### Required task
Retype only what runs from the first line of the listing to the line holding "alertOpen = true;", both included. Do not retype the pictures.

### Supplied information
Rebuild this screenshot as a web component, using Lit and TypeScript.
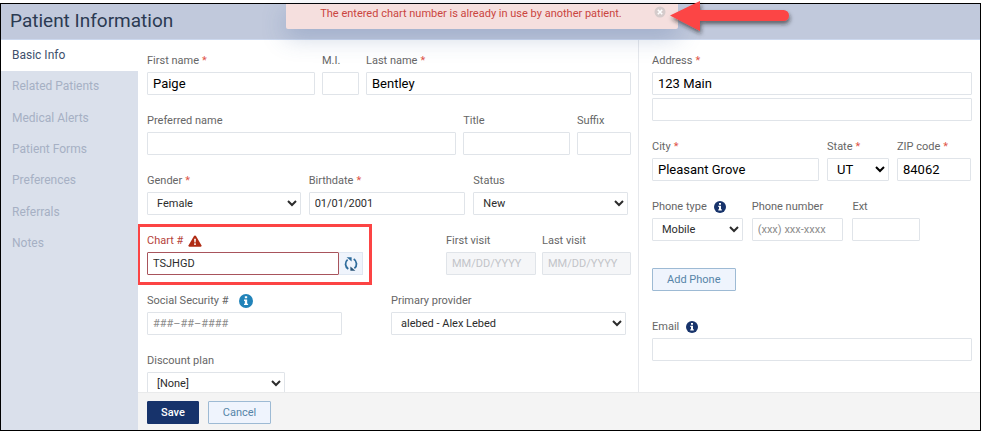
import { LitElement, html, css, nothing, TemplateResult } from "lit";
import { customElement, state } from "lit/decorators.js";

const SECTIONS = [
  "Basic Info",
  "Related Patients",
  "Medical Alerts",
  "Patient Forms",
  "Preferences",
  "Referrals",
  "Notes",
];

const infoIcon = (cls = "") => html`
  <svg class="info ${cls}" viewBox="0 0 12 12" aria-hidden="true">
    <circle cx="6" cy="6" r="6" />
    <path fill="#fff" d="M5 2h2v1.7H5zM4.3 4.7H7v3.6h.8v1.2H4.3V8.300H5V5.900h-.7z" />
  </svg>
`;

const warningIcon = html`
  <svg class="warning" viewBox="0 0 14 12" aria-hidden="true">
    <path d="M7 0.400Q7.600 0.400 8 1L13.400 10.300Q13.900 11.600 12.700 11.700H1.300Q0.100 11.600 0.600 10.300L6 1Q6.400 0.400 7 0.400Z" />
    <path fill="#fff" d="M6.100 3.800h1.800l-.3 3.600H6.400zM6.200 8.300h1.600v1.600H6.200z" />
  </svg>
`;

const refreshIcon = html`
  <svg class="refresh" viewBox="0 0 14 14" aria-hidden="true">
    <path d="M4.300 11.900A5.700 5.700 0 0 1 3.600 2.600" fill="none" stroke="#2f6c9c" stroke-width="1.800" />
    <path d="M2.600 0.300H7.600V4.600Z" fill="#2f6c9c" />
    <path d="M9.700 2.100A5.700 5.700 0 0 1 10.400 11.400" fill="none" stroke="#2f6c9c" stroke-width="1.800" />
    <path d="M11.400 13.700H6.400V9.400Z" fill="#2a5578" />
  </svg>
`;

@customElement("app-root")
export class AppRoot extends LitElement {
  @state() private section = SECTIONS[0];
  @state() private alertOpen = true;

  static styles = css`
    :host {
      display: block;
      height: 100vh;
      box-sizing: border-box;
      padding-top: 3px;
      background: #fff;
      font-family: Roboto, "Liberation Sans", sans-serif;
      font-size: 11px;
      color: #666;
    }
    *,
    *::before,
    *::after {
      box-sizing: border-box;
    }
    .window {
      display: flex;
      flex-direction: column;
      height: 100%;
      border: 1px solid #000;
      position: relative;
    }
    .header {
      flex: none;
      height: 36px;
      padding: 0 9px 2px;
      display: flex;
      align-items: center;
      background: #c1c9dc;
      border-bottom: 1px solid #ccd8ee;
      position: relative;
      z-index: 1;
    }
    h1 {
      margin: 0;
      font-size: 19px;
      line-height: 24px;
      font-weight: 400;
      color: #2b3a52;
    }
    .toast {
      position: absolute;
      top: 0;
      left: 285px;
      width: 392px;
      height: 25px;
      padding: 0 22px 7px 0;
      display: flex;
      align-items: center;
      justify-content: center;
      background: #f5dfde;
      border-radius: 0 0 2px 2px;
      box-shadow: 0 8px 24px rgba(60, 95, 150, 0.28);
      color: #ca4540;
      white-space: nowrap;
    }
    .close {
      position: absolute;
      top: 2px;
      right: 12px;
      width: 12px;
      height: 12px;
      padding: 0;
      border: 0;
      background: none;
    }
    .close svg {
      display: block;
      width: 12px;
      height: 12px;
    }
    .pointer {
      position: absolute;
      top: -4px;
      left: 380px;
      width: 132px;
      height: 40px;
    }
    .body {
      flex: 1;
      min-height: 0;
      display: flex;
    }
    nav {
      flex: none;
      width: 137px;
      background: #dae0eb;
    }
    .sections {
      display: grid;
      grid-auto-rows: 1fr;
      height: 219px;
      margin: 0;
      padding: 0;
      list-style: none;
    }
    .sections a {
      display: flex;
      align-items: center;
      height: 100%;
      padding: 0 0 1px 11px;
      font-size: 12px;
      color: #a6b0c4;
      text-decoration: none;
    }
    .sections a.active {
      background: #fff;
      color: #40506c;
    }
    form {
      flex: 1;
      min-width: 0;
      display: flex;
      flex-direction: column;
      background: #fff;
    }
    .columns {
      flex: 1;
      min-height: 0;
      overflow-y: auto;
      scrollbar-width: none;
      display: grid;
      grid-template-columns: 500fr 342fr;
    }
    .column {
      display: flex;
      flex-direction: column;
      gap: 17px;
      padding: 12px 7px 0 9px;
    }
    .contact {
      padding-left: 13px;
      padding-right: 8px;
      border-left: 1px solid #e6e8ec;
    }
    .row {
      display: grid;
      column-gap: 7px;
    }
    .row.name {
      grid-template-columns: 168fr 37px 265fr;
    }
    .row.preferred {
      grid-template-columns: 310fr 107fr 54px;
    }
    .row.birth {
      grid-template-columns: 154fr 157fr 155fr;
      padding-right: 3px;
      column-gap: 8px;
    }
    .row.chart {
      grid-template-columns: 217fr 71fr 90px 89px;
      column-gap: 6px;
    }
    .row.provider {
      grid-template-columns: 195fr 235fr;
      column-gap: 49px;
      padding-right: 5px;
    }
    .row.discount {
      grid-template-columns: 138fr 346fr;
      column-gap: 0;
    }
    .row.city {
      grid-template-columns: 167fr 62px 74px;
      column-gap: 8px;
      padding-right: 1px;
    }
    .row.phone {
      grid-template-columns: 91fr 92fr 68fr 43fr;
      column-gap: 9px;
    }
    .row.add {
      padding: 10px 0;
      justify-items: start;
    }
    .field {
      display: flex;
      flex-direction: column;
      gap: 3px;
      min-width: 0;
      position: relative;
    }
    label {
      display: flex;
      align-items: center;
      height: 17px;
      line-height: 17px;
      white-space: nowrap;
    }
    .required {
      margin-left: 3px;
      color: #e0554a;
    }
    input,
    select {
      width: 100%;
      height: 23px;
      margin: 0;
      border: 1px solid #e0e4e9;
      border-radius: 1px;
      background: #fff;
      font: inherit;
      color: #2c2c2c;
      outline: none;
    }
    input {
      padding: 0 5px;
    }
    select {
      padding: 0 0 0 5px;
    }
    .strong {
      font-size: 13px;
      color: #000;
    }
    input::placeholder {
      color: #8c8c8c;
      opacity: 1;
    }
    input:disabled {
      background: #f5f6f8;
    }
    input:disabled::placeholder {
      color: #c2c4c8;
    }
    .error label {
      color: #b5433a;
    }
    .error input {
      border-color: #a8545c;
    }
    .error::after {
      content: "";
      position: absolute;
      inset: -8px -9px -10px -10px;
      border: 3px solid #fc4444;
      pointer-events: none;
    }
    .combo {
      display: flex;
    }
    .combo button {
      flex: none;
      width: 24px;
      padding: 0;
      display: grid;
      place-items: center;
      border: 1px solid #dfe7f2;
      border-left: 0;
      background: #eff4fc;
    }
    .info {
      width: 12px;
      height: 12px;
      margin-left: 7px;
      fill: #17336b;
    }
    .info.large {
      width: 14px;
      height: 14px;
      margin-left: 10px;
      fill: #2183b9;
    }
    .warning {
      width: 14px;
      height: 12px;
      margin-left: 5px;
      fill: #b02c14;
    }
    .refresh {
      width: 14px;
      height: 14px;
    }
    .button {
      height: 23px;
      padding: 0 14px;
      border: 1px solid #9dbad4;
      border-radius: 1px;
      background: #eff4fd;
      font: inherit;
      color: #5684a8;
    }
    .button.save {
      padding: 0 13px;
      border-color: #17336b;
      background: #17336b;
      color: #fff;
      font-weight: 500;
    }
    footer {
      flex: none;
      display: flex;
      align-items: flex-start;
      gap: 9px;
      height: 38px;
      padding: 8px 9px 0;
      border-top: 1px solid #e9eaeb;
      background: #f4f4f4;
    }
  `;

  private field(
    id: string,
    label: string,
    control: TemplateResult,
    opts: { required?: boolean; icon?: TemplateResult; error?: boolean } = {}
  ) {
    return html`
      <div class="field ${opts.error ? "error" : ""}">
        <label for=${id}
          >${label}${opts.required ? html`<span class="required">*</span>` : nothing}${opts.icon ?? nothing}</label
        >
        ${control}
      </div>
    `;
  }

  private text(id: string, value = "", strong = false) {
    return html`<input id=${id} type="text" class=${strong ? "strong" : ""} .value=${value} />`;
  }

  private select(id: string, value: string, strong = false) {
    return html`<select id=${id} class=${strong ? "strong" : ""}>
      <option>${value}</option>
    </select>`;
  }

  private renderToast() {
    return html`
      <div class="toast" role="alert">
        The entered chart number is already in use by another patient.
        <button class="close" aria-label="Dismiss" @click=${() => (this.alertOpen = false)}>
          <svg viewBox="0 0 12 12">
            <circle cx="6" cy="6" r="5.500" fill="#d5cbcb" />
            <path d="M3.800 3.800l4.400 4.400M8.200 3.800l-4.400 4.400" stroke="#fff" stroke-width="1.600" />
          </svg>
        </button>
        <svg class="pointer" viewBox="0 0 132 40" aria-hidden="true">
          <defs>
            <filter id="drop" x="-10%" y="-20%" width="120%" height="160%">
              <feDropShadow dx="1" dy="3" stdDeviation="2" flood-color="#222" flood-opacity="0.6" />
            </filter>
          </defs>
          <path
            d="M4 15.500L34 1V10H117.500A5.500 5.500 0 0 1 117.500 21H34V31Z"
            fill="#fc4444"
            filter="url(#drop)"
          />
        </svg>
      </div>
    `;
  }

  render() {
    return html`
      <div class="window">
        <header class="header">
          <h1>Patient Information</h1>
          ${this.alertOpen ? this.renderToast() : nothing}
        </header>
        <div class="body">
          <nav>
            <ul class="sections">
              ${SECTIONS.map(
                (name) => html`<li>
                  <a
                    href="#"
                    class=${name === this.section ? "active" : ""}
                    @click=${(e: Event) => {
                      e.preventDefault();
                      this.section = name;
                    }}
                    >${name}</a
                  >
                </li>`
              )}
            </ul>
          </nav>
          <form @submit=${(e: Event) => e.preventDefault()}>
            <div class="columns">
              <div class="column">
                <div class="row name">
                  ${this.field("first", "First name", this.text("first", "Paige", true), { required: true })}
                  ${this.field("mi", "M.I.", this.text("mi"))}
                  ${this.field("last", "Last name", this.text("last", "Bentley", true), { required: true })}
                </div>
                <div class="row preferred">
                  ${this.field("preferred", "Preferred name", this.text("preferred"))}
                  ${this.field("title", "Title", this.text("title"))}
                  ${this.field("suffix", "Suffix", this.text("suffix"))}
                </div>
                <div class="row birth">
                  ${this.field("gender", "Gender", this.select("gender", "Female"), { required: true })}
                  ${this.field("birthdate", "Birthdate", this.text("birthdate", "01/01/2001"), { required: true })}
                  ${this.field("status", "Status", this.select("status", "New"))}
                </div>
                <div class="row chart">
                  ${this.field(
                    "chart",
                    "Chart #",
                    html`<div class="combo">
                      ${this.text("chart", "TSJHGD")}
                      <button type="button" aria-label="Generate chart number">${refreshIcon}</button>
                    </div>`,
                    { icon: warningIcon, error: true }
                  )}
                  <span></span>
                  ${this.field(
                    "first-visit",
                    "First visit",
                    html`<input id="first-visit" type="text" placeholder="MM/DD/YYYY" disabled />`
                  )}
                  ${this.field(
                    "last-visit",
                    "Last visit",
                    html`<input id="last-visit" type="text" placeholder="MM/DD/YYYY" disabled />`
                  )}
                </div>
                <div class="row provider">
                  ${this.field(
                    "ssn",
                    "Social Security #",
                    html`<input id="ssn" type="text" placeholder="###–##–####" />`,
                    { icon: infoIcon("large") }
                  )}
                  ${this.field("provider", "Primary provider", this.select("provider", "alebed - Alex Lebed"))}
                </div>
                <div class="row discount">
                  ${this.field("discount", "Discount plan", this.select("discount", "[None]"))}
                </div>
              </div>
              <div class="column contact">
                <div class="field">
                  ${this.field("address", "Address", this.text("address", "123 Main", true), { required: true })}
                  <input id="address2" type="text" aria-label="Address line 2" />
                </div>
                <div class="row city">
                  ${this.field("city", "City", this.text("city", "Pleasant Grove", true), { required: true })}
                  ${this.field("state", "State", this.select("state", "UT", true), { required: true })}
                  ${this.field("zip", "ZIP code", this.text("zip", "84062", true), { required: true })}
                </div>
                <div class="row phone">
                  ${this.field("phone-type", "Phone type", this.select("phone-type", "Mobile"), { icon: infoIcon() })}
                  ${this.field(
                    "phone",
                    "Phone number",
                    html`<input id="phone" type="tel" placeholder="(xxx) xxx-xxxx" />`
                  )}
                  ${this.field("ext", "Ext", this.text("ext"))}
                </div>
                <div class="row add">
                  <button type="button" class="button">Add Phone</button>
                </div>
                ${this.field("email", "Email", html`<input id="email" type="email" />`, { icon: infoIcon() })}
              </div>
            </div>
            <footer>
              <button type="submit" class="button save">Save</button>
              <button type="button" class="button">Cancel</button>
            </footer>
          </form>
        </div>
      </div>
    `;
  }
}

### Answer to the task
Rebuild this screenshot as a web component, using Lit and TypeScript.
import { LitElement, html, css, nothing, TemplateResult } from "lit";
import { customElement, state } from "lit/decorators.js";

const SECTIONS = [
  "Basic Info",
  "Related Patients",
  "Medical Alerts",
  "Patient Forms",
  "Preferences",
  "Referrals",
  "Notes",
];

const infoIcon = (cls = "") => html`
  <svg class="info ${cls}" viewBox="0 0 12 12" aria-hidden="true">
    <circle cx="6" cy="6" r="6" />
    <path fill="#fff" d="M5 2h2v1.7H5zM4.3 4.7H7v3.6h.8v1.2H4.3V8.300H5V5.900h-.7z" />
  </svg>
`;

const warningIcon = html`
  <svg class="warning" viewBox="0 0 14 12" aria-hidden="true">
    <path d="M7 0.400Q7.600 0.400 8 1L13.400 10.300Q13.900 11.600 12.700 11.700H1.300Q0.100 11.600 0.600 10.300L6 1Q6.400 0.400 7 0.400Z" />
    <path fill="#fff" d="M6.100 3.800h1.800l-.3 3.600H6.400zM6.200 8.300h1.600v1.600H6.200z" />
  </svg>
`;

const refreshIcon = html`
  <svg class="refresh" viewBox="0 0 14 14" aria-hidden="true">
    <path d="M4.300 11.900A5.700 5.700 0 0 1 3.600 2.600" fill="none" stroke="#2f6c9c" stroke-width="1.800" />
    <path d="M2.600 0.300H7.600V4.600Z" fill="#2f6c9c" />
    <path d="M9.700 2.100A5.700 5.700 0 0 1 10.400 11.400" fill="none" stroke="#2f6c9c" stroke-width="1.800" />
    <path d="M11.400 13.700H6.400V9.400Z" fill="#2a5578" />
  </svg>
`;

@customElement("app-root")
export class AppRoot extends LitElement {
  @state() private section = SECTIONS[0];
  @state() private alertOpen = true;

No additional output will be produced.